“Tive de
acabar por deixar as estradas escondidas entre as árvores e fazer o meu melhor
para atravessar as cidades, como Hartford e Providence, que são grandes
cidades, afadigando-se nas fábricas, enxameando de trânsito. Leva muito mais
tempo a atravessar as cidades do que a percorrer várias centenas de milhas. E
no intrincado esquema de trânsito, enquanto tentamos encontrar o caminho
através delas, não há possibilidade de vermos nada.
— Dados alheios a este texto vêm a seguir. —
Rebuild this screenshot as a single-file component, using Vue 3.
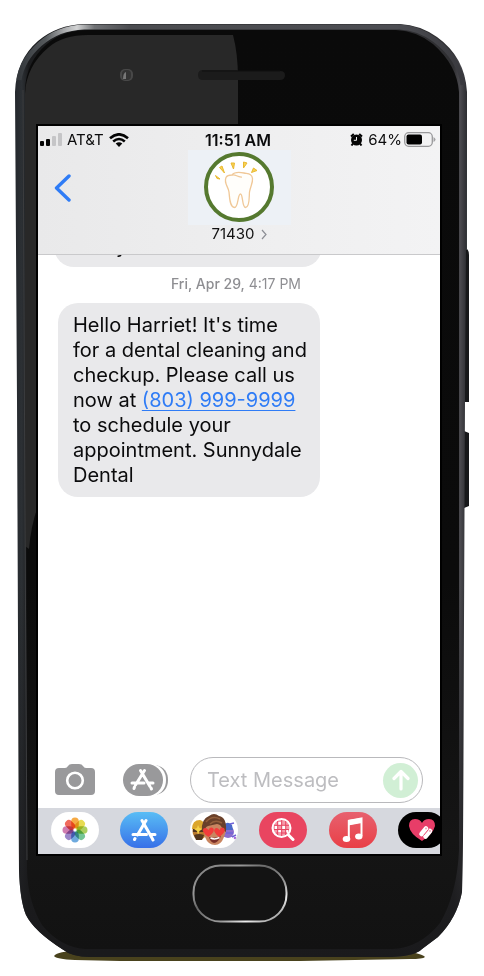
<script setup>
import { ref } from 'vue'

const draft = ref('')
const petals = [
  { color: '#f59b24', angle: 0 },
  { color: '#e3d532', angle: 45 },
  { color: '#9cc643', angle: 90 },
  { color: '#5cbb83', angle: 135 },
  { color: '#549bd8', angle: 180 },
  { color: '#8a72c0', angle: 225 },
  { color: '#c765a2', angle: 270 },
  { color: '#ee5140', angle: 315 },
]
</script>

<template>
  <main class="phone">
    <svg class="shell" viewBox="0 0 484 976" preserveAspectRatio="none" aria-hidden="true">
      <defs>
        <linearGradient id="rim" x1="0" x2="1" y1="0" y2="0">
          <stop offset="0" stop-color="#24282d" />
          <stop offset=".015" stop-color="#2c3034" />
          <stop offset=".03" stop-color="#1b1c1e" />
          <stop offset=".97" stop-color="#303033" />
          <stop offset=".985" stop-color="#4b4a4f" />
          <stop offset="1" stop-color="#2b2c30" />
        </linearGradient>
        <linearGradient id="rimShade" x1="0" x2="0" y1="0" y2="1">
          <stop offset=".6" stop-color="#1a1a1c" stop-opacity="0" />
          <stop offset="1" stop-color="#1a1a1c" stop-opacity="1" />
        </linearGradient>
        <linearGradient id="topEdge" x1="0" x2="1" y1="0" y2="0">
          <stop offset="0" stop-color="#34383c" />
          <stop offset=".06" stop-color="#55595c" />
          <stop offset=".1" stop-color="#a5a7a9" />
          <stop offset=".13" stop-color="#d2d3d4" />
          <stop offset=".17" stop-color="#707275" />
          <stop offset=".25" stop-color="#4b4c50" />
          <stop offset=".85" stop-color="#4c4d52" />
          <stop offset="1" stop-color="#39393e" />
        </linearGradient>
        <linearGradient id="face" x1="0" x2="0" y1="0" y2="1">
          <stop offset="0" stop-color="#0a0a0a" />
          <stop offset=".6" stop-color="#0b0b0b" />
          <stop offset=".88" stop-color="#151515" />
          <stop offset="1" stop-color="#121212" />
        </linearGradient>
      </defs>
      <path d="M54 956Q58 951 78 951H405Q423 954 425 957Q423 959 410 959L300 961H120L75 960Q56 959 54 956Z" fill="#49421d" />
      <path d="M464 248Q469 248 469 255V402H464ZM464 431L469 433V506L464 508Z" fill="#17181a" />
      <path d="M464 84L467 95V250H464Z" fill="#34383b" />
      <path d="M15 92Q16 60 38 41Q57 25 84 24H400Q420 25 437 37Q465 57 467 92L465 400L463 840L462 892Q457 918 438 937L422 949Q414 957 385 957H90Q72 957 62 949Q34 931 26 915Q20 901 19 870L17 400Z" fill="url(#rim)" />
      <path d="M15 92Q16 60 38 41Q57 25 84 24H400Q420 25 437 37Q465 57 467 92L465 400L463 840L462 892Q457 918 438 937L422 949Q414 957 385 957H90Q72 957 62 949Q34 931 26 915Q20 901 19 870L17 400Z" fill="url(#rimShade)" />
      <path d="M19 80Q22 60 40 44Q58 28 84 27H400Q419 28 435 40Q460 59 463 85" fill="none" stroke="url(#topEdge)" stroke-width="5" />
      <path d="M25 90Q26 62 47 44Q63 30 88 30H396Q417 31 433 44Q457 65 459 92V850Q457 894 440 923Q420 948 392 949H85Q60 947 42 925Q28 902 27 870Z" fill="url(#face)" />
      <path d="M25 94Q26 66 49 47Q63 35 88 35H233Q238 54 238 78V200H38V506Q31 525 29 549L25 546Z" fill="#282828" />
      <path d="M23 90L25 520L27 860" fill="none" stroke="#3c3d3f" stroke-width="1" />
      <path d="M441.500 130V400" fill="none" stroke="#173b18" stroke-width="1" />
      <rect x="120" y="69" width="13" height="12" rx="5" fill="#484848" />
      <rect x="122" y="70" width="9" height="10" rx="4" fill="#333" />
      <path d="M126 72v7h-3q0-6 3-7Z" fill="#777" />
      <path d="M203 70H238V80H203Q198 80 198 75Q198 70 203 70Z" fill="#1b1b1b" />
      <path d="M238 71H280Q285 71 285 75Q285 80 280 80H238Z" fill="#1b1b1b" />
      <path d="M202 71H280" stroke="#101010" stroke-width="1" />
    </svg>

    <section class="screen">
      <header class="top">
        <div class="status">
          <div class="status-left">
            <svg width="22" height="13" viewBox="0 0 22 13" aria-hidden="true">
              <rect x="0" y="8" width="4" height="5" rx="1" fill="#050505" />
              <rect x="6" y="6" width="4" height="7" rx="1" fill="#050505" />
              <rect x="12" y="3" width="4" height="10" rx="1" fill="#c5c5c7" />
              <rect x="18" y="0" width="4" height="13" rx="1" fill="#c5c5c7" />
            </svg>
            <span>AT&amp;T</span>
            <svg width="20" height="14" viewBox="0 0 20 14" aria-hidden="true">
              <g fill="none" stroke="#050505" stroke-width="2.600">
                <path d="M1 5.200Q10-2.600 19 5.200" />
                <path d="M4.200 8.500Q10 3.500 15.800 8.500" />
              </g>
              <path d="M6.700 10.600Q10 8 13.300 10.600L10 14Z" fill="#050505" />
            </svg>
          </div>
          <time class="clock">11:51 AM</time>
          <div class="status-right">
            <svg width="13" height="13" viewBox="0 0 13 13" aria-hidden="true">
              <path d="M1 3.500L3.800 1M9.200 1L12 3.500M3 10.500L1.500 12.500M10 10.500l1.500 2" stroke="#050505" stroke-width="2" />
              <circle cx="6.500" cy="7" r="5.500" fill="#050505" />
              <path d="M6.500 4V7.300H3.800" fill="none" stroke="#eee" stroke-width="1" />
            </svg>
            <span>64%</span>
            <svg class="battery" width="32" height="15" viewBox="0 0 32 15" aria-hidden="true">
              <rect x=".7" y=".7" width="27.600" height="13.600" rx="4" fill="none" stroke="#98989a" stroke-width="1.300" />
              <rect x="2.500" y="2.500" width="15.500" height="10" rx="2" fill="#000" />
              <path d="M29.500 5Q31.500 6 31.500 7.500T29.500 10Z" fill="#a2a2a4" />
            </svg>
          </div>
        </div>
        <div class="nav">
          <button class="back" type="button" aria-label="Back">
            <svg width="17" height="28" viewBox="0 0 17 28" aria-hidden="true">
              <path d="M15 2L2.500 14L15 26" fill="none" stroke="#2f7cf6" stroke-width="3.400" stroke-linecap="round" stroke-linejoin="round" />
            </svg>
          </button>
          <div class="contact">
            <div class="avatar">
              <svg width="70" height="70" viewBox="0 0 70 70" aria-hidden="true">
                <circle cx="35" cy="35" r="33" fill="#fff" stroke="#55792f" stroke-width="4" />
                <path d="M22 25.500C19.500 31 24.500 35 25 40C25.500 46 26 55.500 30.500 55.500C34.500 55.500 33.500 42 36.500 42C39 42 38 55.500 41.500 55.500C46 55.500 45 44 45.500 40C46.500 34 49 31 48.500 26.500C48 21.500 44 22 40 21C35 20 30 20.500 28 23C25 23 23 23.500 22 25.500Z" fill="#fffefb" stroke="#f0c898" stroke-width="1.300" />
                <path d="M28 23C32 22 33 25.500 38 25" fill="none" stroke="#f0c898" stroke-width="1.200" />
                <path d="M11.500 23.500L16 27L13 26.500ZM15.500 15.500L18 14L20.500 21ZM27 11H30.500L29.500 17ZM39.500 10L43 11L39.500 16ZM47.500 20.500L49.500 16L53 18.500Z" fill="#f8d254" stroke="#e9b932" stroke-width="1" stroke-linejoin="round" />
              </svg>
            </div>
            <a class="number" href="#details">71430
              <svg width="6" height="11" viewBox="0 0 6 11" aria-hidden="true"><path d="M1 1L5 5.500L1 10" fill="none" stroke="#8b8d94" stroke-width="1.200" /></svg>
            </a>
          </div>
        </div>
      </header>

      <div class="thread">
        <div class="earlier"><p class="bubble tail">y</p></div>
        <p class="stamp"><b>Fri, Apr 29,</b> 4:17 PM</p>
        <p class="bubble message">Hello Harriet! It's time for a dental cleaning and checkup. Please call us now at <a href="tel:8039999999">(803) 999-9999</a> to schedule your appointment. Sunnydale Dental</p>
      </div>

      <form class="composer" @submit.prevent="draft = ''">
        <button class="tool" type="button" aria-label="Camera">
          <svg width="40" height="32" viewBox="0 0 40 32" aria-hidden="true">
            <path d="M4 4H10Q12 4 13 2Q14 0 17 0H24Q27 0 28 2Q29 4 31 4H36Q40 4 40 8V27Q40 31 36 31H4Q0 31 0 27V8Q0 4 4 4Z" fill="#99999b" />
            <circle cx="20" cy="16.500" r="7.800" fill="none" stroke="#fff" stroke-width="2.600" />
          </svg>
        </button>
        <button class="tool" type="button" aria-label="Apps">
          <svg width="45" height="34" viewBox="0 0 45 34" aria-hidden="true">
            <path d="M33 2Q45 5 45 17T33 32Z" fill="#99999b" />
            <path d="M31 1Q43 5 43 17T31 33Z" fill="#fff" />
            <rect x="0" y="1" width="40" height="32" rx="16" fill="#99999b" />
            <g fill="none" stroke="#fff" stroke-width="3" stroke-linecap="round">
              <path d="M21.500 7.500L12.500 22M17.500 7.500L27 23.500M9 20H21M26 20H30M11.500 24L11 25.500M28 25L28.500 26" />
            </g>
          </svg>
        </button>
        <div class="field">
          <input v-model="draft" type="text" aria-label="Text Message" placeholder="Text Message" />
          <button class="send" type="submit" aria-label="Send">
            <svg width="18" height="22" viewBox="0 0 18 22" aria-hidden="true">
              <path d="M9 20V3M2 9.500L9 2.500L16 9.500" fill="none" stroke="#fff" stroke-width="3.200" stroke-linecap="round" stroke-linejoin="round" />
            </svg>
          </button>
        </div>
      </form>

      <nav class="apps" aria-label="Message apps">
        <button class="app white" type="button" aria-label="Photos">
          <svg width="26" height="26" viewBox="-13 -13 26 26" aria-hidden="true">
            <rect v-for="p in petals" :key="p.angle" class="petal" x="-3.800" y="-12.500" width="7.600" height="11" rx="3.800" :fill="p.color" :transform="`rotate(${p.angle})`" />
          </svg>
        </button>
        <button class="app blue" type="button" aria-label="App Store">
          <svg width="26" height="24" viewBox="0 0 26 24" aria-hidden="true">
            <g fill="none" stroke="#fff" stroke-width="3" stroke-linecap="round">
              <path d="M15 2.500L6.500 17M11 2.500L21 20M2 16.500H15.500M20 16.500H24M4 20.500L3.500 21.500M21.500 21L22 22" />
            </g>
          </svg>
        </button>
        <button class="app white" type="button" aria-label="Memoji">
          <svg width="48" height="36" viewBox="0 0 48 36" aria-hidden="true">
            <ellipse cx="9.500" cy="19" rx="7" ry="9" fill="#ba7a2e" />
            <path d="M2 17Q2 8 10 8Q15 9 15 17Z" fill="#dba62d" />
            <path d="M3 17H14V20H3Z" fill="#51351e" />
            <path d="M8 13l1.500 3 3 1-3 2L8 23l-1-4-3-2 3-1Z" fill="#f6d248" />
            <path d="M4 23Q9 21 14 23L12 28H6Z" fill="#54371f" />
            <circle cx="38" cy="20" r="6" fill="#8d6ccc" />
            <path d="M33 14Q37 8 42 13L43 18H34Z" fill="#4868c8" />
            <path d="M36 21H43M42 25L46 23M40 12L44 11" stroke="#6f62d6" stroke-width="1.500" />
            <circle cx="45" cy="26" r="1.300" fill="#a96bd8" />
            <path d="M13 17Q13 5 25 5Q36 7 36 19L34 25Q31 33 25 33Q18 33 15 25Z" fill="#c98560" />
            <path d="M12 19Q11 7 19 4Q24 0 29 4Q37 5 36 20L33 18Q31 12 27 12L18 14Q15 15 14 20Z" fill="#69402a" />
            <path d="M16 10Q22 3 30 7M20 12Q25 7 32 11" fill="none" stroke="#925f3c" stroke-width="1.500" />
            <path d="M19 25Q25 27 31 24Q28 31 24 31Q20 30 19 25Z" fill="#792f28" />
            <path d="M20.500 26Q25 28 29.500 25.500" stroke="#fff" stroke-width="1.500" fill="none" />
            <path d="M18.500 25Q11 20 13.500 16.500Q16 15 18.500 18Q20 14.500 23 16Q26 19 18.500 25ZM29.500 25Q22 20 25 16.500Q27.500 15 29.500 18Q31 14.500 34 16Q37 19 29.500 25Z" fill="#f23c3a" />
          </svg>
        </button>
        <button class="app rose" type="button" aria-label="Image search">
          <svg width="24" height="24" viewBox="0 0 24 24" aria-hidden="true">
            <circle cx="10.500" cy="10" r="9" fill="#f59aaa" stroke="#fff" stroke-width="2" />
            <path d="M7 4H10V7H7ZM11 7H15V11H11ZM4 8H7V11H4ZM7 12H10V16H7ZM15 12H17V15H15Z" fill="#fff" />
            <path d="M3 7.300H18M3 11.500H18M6.700 3V17M10.700 2V18M14.700 3V17M5 15H16" stroke="#e64562" stroke-width="1" />
            <path d="M17.500 17L22 21.500" stroke="#fff" stroke-width="3" stroke-linecap="round" />
          </svg>
        </button>
        <button class="app music" type="button" aria-label="Music">
          <svg width="22" height="26" viewBox="0 0 22 26" aria-hidden="true">
            <path d="M6 4L19.500 1.500V19M6.800 3.500V22M7 7L19 4.500" fill="none" stroke="#fff" stroke-width="2" />
            <path d="M6 3L20 1V6L6 8.500Z" fill="#fff" />
            <ellipse cx="4.500" cy="22" rx="3.800" ry="3" fill="#fff" />
            <ellipse cx="16.800" cy="19.500" rx="3.700" ry="3" fill="#fff" />
          </svg>
        </button>
        <button class="app black" type="button" aria-label="Digital Touch">
          <svg width="26" height="24" viewBox="0 0 26 24" aria-hidden="true">
            <path d="M13 23Q1 16 0 8Q0 1 6 1Q11 1 13 5Q15 1 20 1Q26 1 26 8Q24 16 13 23Z" fill="#e83d68" />
            <path d="M12.500 16L17 10.500M16.500 18.500L21 13" stroke="#fff" stroke-width="4.600" stroke-linecap="round" />
            <path d="M14.500 17.500L19.500 11.500" stroke="#e83d68" stroke-width="1" />
            <circle cx="17" cy="10.500" r="1" fill="#f4a5b8" /><circle cx="21" cy="13" r="1" fill="#f4a5b8" />
          </svg>
        </button>
      </nav>
    </section>

    <button class="home" type="button" aria-label="Home">
      <svg width="96" height="59" viewBox="0 0 96 59" aria-hidden="true">
        <defs>
          <linearGradient id="ring" x1="0" x2="1" y1="0" y2="1">
            <stop offset="0" stop-color="#7c7c7c" />
            <stop offset=".25" stop-color="#989898" />
            <stop offset=".4" stop-color="#666" />
            <stop offset=".65" stop-color="#9b9b9b" />
            <stop offset=".78" stop-color="#eee" />
            <stop offset="1" stop-color="#777" />
          </linearGradient>
        </defs>
        <rect x="1.500" y="1.500" width="93" height="56" rx="27" fill="#131313" stroke="url(#ring)" stroke-width="2" />
      </svg>
    </button>
  </main>
</template>

<style>
body {
  background: #fff;
}
</style>

<style scoped>
* {
  box-sizing: border-box;
}
.phone {
  position: relative;
  display: flex;
  flex-direction: column;
  min-height: 100vh;
  padding: 124px 42px 53px 36px;
  font-family: Inter, "Liberation Sans", sans-serif;
  color: #0b0b0c;
}
.shell {
  position: absolute;
  inset: 0;
  width: 100%;
  height: 100%;
}
svg {
  display: block;
  flex: none;
}
button {
  display: flex;
  align-items: center;
  justify-content: center;
  margin: 0;
  padding: 0;
  border: 0;
  background: none;
}
p {
  margin: 0;
}
.screen {
  position: relative;
  display: flex;
  flex: 1;
  flex-direction: column;
  overflow: hidden;
  border: 2px solid #000;
  background: #fff;
}
.top {
  height: 129px;
  border-bottom: 1px solid #c9c9cb;
  background: linear-gradient(90deg, #e9e9ea, #f3f3f4);
}
.status {
  display: grid;
  grid-template-columns: 1fr auto 1fr;
  align-items: center;
  height: 24px;
  padding: 3px 4px 0 2px;
  font-size: 15px;
  line-height: 20px;
}
.status-left,
.status-right {
  display: flex;
  align-items: center;
  gap: 5px;
}
.status-right {
  justify-content: flex-end;
}
.battery {
  margin-left: -3px;
}
.clock {
  font-size: 16px;
  font-weight: 600;
}
.nav {
  display: grid;
  grid-template-columns: 1fr auto 1fr;
  align-items: start;
}
.back {
  width: 32px;
  height: 44px;
  margin: 16px 0 0 8px;
}
.contact {
  display: flex;
  flex-direction: column;
  align-items: center;
}
.avatar {
  display: flex;
  justify-content: center;
  width: 103px;
  padding: 2px 0 3px;
  background: #edf1f6;
}
.number {
  display: flex;
  align-items: center;
  gap: 6px;
  color: #111;
  font-size: 15px;
  line-height: 18px;
  text-decoration: none;
}
.thread {
  display: flex;
  flex: 1;
  flex-direction: column;
  align-items: flex-start;
}
.earlier {
  display: flex;
  align-items: flex-end;
  height: 12px;
  margin-left: 16px;
  overflow: hidden;
}
.bubble {
  border-radius: 20px;
  background: #e9e9eb;
  font-size: 20px;
  line-height: 25px;
}
.tail {
  width: 268px;
  padding: 8px 62px;
}
.stamp {
  align-self: center;
  margin: 7px 6px 9px 0;
  color: #8e8e92;
  font-size: 14px;
  line-height: 20px;
}
.stamp b {
  font-weight: 500;
}
.message {
  width: 262px;
  margin-left: 20px;
  padding: 10px 12px 9px 15px;
}
.message a {
  color: #2f7cf6;
  text-decoration-thickness: 1px;
  text-underline-offset: 3px;
}
.composer {
  display: flex;
  align-items: center;
  padding: 0 17px 5px;
}
.tool + .tool {
  margin-left: 28px;
}
.field {
  display: flex;
  flex: 1;
  align-items: center;
  min-width: 0;
  height: 46px;
  margin-left: 22px;
  padding: 0 4px 0 16px;
  border: 1px solid #b9b9bc;
  border-radius: 23px;
}
.field input {
  flex: 1;
  min-width: 0;
  padding: 0;
  border: 0;
  outline: 0;
  background: transparent;
  color: #111;
  font: inherit;
  font-size: 20px;
}
.field input::placeholder {
  color: #bdbdc0;
  opacity: 1;
}
.send {
  width: 35px;
  height: 35px;
  border-radius: 50%;
  background: #d1efd5;
}
.apps {
  display: flex;
  align-items: center;
  justify-content: space-between;
  height: 46px;
  margin-right: -6px;
  padding: 0 0 2px 13px;
  background: #d6d8de;
}
.app {
  width: 48px;
  height: 36px;
  overflow: hidden;
  border-radius: 18px;
}
.white {
  background: #fff;
}
.blue {
  background: linear-gradient(#59bdf5, #3770e8);
}
.rose {
  background: #e94560;
}
.music {
  background: linear-gradient(#e7616f, #e93f46);
}
.black {
  background: #000;
}
.petal {
  opacity: 0.85;
  mix-blend-mode: multiply;
}
.home {
  position: relative;
  align-self: center;
  margin: 8px 0 0 1px;
}
</style>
Mas agora que atravessei
centenas de cidadezinhas e de grandes cidades com todos os climas e em toda a
espécie de cenários, claro que são todas diferentes e que as pessoas têm pontos
de diferença, mas em alguma coisa são todas iguais. As cidades americanas são
como buracos de texugo, rodeadas, todas elas, de retalho, cercadas por pilhas
de automóveis a enferrujar, e quase asfixiadas em refugo. Tudo quanto usamos
vem em caixas, caixinhas e caixotes, as chamadas embalagens de que tanto
gostamos. Os montes de coisas que deitamos fora são muito maiores do que as coisas
que usamos. Nisto, se não por outro meio, podemos ver a exuberância desenfreada
e perdulária da nossa produção, e o desperdício parece ser o seu índice. Seguindo
o meu caminho, pensava como em França e na Itália cada uma destas coisas
deitada fora seria guardada e aproveitada para alguma coisa. Isto não é dito
como crítica de um sistema ou do outro, mas pergunto a mim mesmo se não virá um
tempo em que já não possamos permitir-nos o nosso desperdício – desperdícios químicos
nos rios, desperdícios de metais por toda a parte, e desperdícios atómicos
profundamente sepultados na terra ou afundados no mar. Quando uma aldeia índia
ficava demasiado enterrada na sua própria imundice, os habitantes mudavam de
lugar. Mas nós não temos lugar para onde mudar.